-- Begin --

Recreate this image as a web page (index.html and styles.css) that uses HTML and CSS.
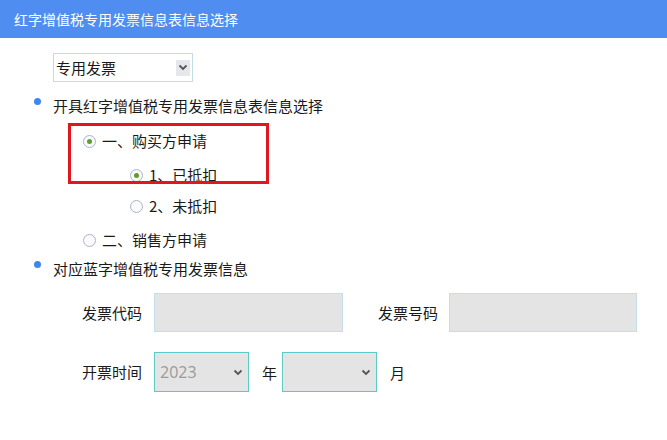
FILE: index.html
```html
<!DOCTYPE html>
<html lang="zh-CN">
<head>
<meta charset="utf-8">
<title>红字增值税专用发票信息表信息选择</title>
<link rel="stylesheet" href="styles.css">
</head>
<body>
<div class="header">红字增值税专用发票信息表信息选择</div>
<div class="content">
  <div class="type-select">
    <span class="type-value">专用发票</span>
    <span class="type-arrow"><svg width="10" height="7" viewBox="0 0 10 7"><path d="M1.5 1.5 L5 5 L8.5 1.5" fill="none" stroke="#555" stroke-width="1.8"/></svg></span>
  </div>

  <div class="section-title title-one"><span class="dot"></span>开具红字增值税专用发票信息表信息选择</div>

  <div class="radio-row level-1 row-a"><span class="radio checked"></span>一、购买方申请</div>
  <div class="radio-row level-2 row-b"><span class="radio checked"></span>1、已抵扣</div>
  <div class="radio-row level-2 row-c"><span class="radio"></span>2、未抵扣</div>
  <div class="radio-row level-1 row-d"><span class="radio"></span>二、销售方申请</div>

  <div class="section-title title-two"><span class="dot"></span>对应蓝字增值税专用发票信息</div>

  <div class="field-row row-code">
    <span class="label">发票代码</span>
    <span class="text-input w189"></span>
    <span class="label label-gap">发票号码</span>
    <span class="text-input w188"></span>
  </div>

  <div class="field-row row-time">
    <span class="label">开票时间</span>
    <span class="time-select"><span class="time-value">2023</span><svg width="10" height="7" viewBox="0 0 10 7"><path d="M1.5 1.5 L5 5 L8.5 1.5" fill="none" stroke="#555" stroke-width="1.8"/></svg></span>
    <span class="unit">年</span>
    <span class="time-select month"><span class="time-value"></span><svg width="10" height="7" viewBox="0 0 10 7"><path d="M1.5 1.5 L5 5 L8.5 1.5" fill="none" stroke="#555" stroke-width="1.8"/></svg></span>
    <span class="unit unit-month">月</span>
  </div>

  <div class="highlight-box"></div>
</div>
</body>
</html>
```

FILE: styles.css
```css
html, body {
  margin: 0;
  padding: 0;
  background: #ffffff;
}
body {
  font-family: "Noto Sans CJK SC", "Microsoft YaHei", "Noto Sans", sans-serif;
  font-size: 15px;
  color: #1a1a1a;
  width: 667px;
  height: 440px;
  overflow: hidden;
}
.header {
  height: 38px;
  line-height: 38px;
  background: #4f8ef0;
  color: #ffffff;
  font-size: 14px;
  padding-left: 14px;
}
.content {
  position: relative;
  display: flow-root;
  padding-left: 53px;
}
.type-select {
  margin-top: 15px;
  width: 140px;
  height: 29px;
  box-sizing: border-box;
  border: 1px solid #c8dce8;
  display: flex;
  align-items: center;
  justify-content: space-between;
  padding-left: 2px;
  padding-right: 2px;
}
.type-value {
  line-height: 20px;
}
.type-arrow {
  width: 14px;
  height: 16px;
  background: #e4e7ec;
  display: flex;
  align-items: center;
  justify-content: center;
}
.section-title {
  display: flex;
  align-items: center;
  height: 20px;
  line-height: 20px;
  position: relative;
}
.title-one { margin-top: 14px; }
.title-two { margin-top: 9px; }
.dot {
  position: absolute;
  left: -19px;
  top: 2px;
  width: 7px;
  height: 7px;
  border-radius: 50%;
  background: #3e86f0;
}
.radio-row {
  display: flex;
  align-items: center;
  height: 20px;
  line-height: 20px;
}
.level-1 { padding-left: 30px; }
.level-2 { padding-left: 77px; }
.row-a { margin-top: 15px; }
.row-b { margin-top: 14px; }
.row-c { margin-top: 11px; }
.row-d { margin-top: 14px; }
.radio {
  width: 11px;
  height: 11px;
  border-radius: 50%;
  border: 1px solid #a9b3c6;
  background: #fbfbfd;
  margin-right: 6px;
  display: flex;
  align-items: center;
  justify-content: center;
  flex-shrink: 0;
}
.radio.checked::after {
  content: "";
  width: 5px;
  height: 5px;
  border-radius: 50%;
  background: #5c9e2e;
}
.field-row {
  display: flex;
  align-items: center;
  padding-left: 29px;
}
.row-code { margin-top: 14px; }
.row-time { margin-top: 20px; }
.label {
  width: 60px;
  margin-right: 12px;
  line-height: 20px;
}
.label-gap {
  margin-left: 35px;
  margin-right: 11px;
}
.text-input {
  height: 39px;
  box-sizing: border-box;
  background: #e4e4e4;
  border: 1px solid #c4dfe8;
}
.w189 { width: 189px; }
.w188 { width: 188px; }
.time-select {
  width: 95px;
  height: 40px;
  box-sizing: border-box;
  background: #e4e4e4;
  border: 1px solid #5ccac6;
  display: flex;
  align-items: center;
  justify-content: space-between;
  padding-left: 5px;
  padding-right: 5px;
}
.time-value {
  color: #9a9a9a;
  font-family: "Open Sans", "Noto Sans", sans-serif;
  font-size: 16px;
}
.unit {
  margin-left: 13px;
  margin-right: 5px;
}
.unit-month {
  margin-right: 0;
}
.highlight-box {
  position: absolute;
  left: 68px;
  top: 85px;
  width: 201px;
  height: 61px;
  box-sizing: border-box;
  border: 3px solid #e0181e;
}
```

-- End --

Show all lines from the listing above in which "index" appears.

Recreate this image as a web page (index.html and styles.css) that uses HTML and CSS.
FILE: index.html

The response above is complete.